One of the reasons I prefer Pulumi over Terraform is the additional control I have over my processes due to the fact that it’s a programming language.

For example, I have a CLI, that creates a cluster of machines for a user; the machines use IAM Authentication with Vault so that they can request certificates on boot. The trouble with this application is that it is slow; it takes 175 seconds on average to provision the machines, write the IAM information to Vault, and then re-run the cloud-init script on all the machines in the cluster (as when they first booted, the configuration hadn’t been written to Vault yet.) so that they can request a certificate. The process is roughly this:

  • Create infrastructure
  • Write configuration to Vault
  • Wait for the machines to be ready
  • Wait for SSH
  • Re-run cloud-init

The CLI can’t write the configuration to Vault before the machines boot, as the configuration values are from the same infrastructure stack as the machines themselves. You can see the process in the Honeycomb trace UI (with more details about what infra is created thanks to my pulumi-honeycomb stream adaptor):

pulumi trace showing execution time of 175 seconds

I don’t want to make two separate stacks for this, one containing IAM Roles and other configuration data, the other containing all the other infrastructure (load balancers, auto-scale groups, etc.) But what if I could dynamically change what the stack does?

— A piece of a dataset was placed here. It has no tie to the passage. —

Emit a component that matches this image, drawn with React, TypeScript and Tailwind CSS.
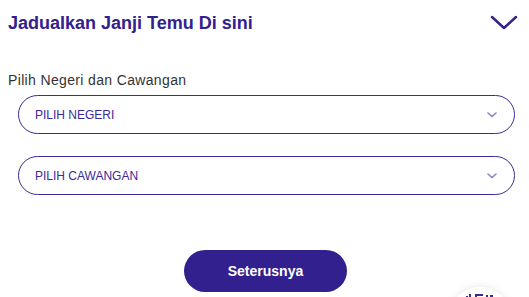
import React, { useState } from 'react';

const PURPLE = '#33208f';

const SmallChevron = () => (
  <svg width="10" height="6" viewBox="0 0 10 6" fill="none">
    <path d="M1 1l4 3.5L9 1" stroke="#8b80c9" strokeWidth="1.6" strokeLinecap="round" strokeLinejoin="round" />
  </svg>
);

interface SelectBoxProps {
  placeholder: string;
  className?: string;
}

const SelectBox: React.FC<SelectBoxProps> = ({ placeholder, className }) => (
  <button
    type="button"
    className={`ml-[10px] w-[497px] h-[39px] rounded-full border-[1.5px] border-[#3a2b9a] bg-white flex items-center justify-between pl-[16px] pr-[17px] ${className ?? ''}`}
  >
    <span className="text-[12px] leading-none text-[#3a2a9a]">{placeholder}</span>
    <SmallChevron />
  </button>
);

export default function App() {
  const [open, setOpen] = useState(true);

  return (
    <div
      className="relative h-[297px] w-full overflow-hidden bg-white"
      style={{ fontFamily: '"Liberation Sans", Arial, sans-serif' }}
    >
      <div className="px-2">
        {/* Header */}
        <div className="flex items-start justify-between pt-[9px]">
          <h1 className="text-[18px] leading-[28px] font-bold text-[#33208f]">Jadualkan Janji Temu Di sini</h1>
          <button type="button" onClick={() => setOpen(!open)} className="mt-[6px] mr-[3px]">
            <svg width="28" height="16" viewBox="0 0 28 16" fill="none">
              <path d="M2 2l12 11L26 2" stroke={PURPLE} strokeWidth="2.4" strokeLinecap="round" strokeLinejoin="round" />
            </svg>
          </button>
        </div>

        {open && (
          <div>
            <p className="mt-[33px] text-[14px] leading-[20px] text-[#333333] tracking-[0.35px]">Pilih Negeri dan Cawangan</p>
            <SelectBox placeholder="PILIH NEGERI" className="mt-[5px]" />
            <SelectBox placeholder="PILIH CAWANGAN" className="mt-[22px]" />

            <div className="flex justify-center mt-[55px]">
              <button
                type="button"
                className="ml-[2px] w-[163px] h-[42px] rounded-full bg-[#33208f] text-white text-[14px] font-bold flex items-center justify-center"
              >
                Seterusnya
              </button>
            </div>
          </div>
        )}
      </div>

      {/* floating chat widget peeking in */}
      <div className="absolute left-[449px] top-[287px] w-[62px] h-[62px] rounded-full bg-white shadow-[0_0_8px_rgba(0,0,0,0.10)] flex justify-center pt-[7px]">
        <svg width="28" height="6" viewBox="0 0 28 6" fill="#3a2b9a">
          <rect x="0" y="2" width="2" height="4" />
          <rect x="3" y="0" width="2" height="6" />
          <rect x="9" y="0" width="8" height="2" />
          <rect x="9" y="0" width="2" height="6" />
          <rect x="20" y="1" width="2" height="5" />
          <rect x="24" y="1" width="3" height="5" />
        </svg>
      </div>
    </div>
  );
}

By adding an IsInit property to the configuration of the stack, we can change the pulumi program to return early when the value of IsInit is true, meaning we only create the minimal amount of infrastructure for the configuration call to succeed:

func DefineInfrastructure(ctx *pulumi.Context, cfg *ClusterConfiguration) error {

  role, err := iam.NewRole(ctx, Name+"-iam-role", &iam.RoleArgs{
    NamePrefix:       pulumi.String(Name),
    AssumeRolePolicy: allowEc2Json,
  })

  _, err = iam.NewRolePolicy(ctx, Name+"-iam-policy-cluster", &iam.RolePolicyArgs{
    NamePrefix: pulumi.String(Name),
    Role:       role.ID(),
    Policy:     findMachinesJson,
  })
  ctx.Export("role-arn", role.Arn)

  if cfg.IsInit {
    return nil
  }

  asg, err := autoscaling.NewGroup(ctx, Name+"-asg", &autoscaling.GroupArgs{
    LaunchConfiguration: createLaunchConfiguration(ctx, cfg, role),
    VpcZoneIdentifiers:  cfg.ZoneIdentifiers,
    DesiredCapacity:     cfg.ClusterSize,
    MinSize:             cfg.ClusterSize,
    MaxSize:             cfg.ClusterSize,
  })
  ctx.Export("asg-name", asg.Name)

  return nil
}

Now that the stack can be run to create only partial infrastructure, the process changes to this:

  • Create minimal infrastructure
  • Write configuration to Vault
  • Create remaining infrastructure

But is the new process faster? I had hoped it would be a little faster, as waiting for cloud-init and SSH can take a while, and thankfully, it is significantly faster. It takes on average 98 seconds, so around 77 seconds faster.

pulumi trace showing execution time of 98 seconds

Comparing the before and after traces, I can see that the additional pulumi call adds 20 seconds to the processes, but the consul_configure span drops from 100 seconds to 3.5, which is quite the speed increase.

What about Terraform?

This is still possible to do with a terraform stack, but not in a pleasant way; in pulumi I can return early from the infra function, but with terraform, I would have to add a count = var.is_init ? 0 : 1 to every resource I didn’t want to create up front, which quickly becomes unwieldy.

There is also the downside of not being able to embed the Terraform inside a CLI tool like I can with Pulumi.

Overall, I am happy with how this has turned out. The diff for enabling this optimisation is 3 files changed, 15 insertions, 7 deletions, which included some explanatory comments!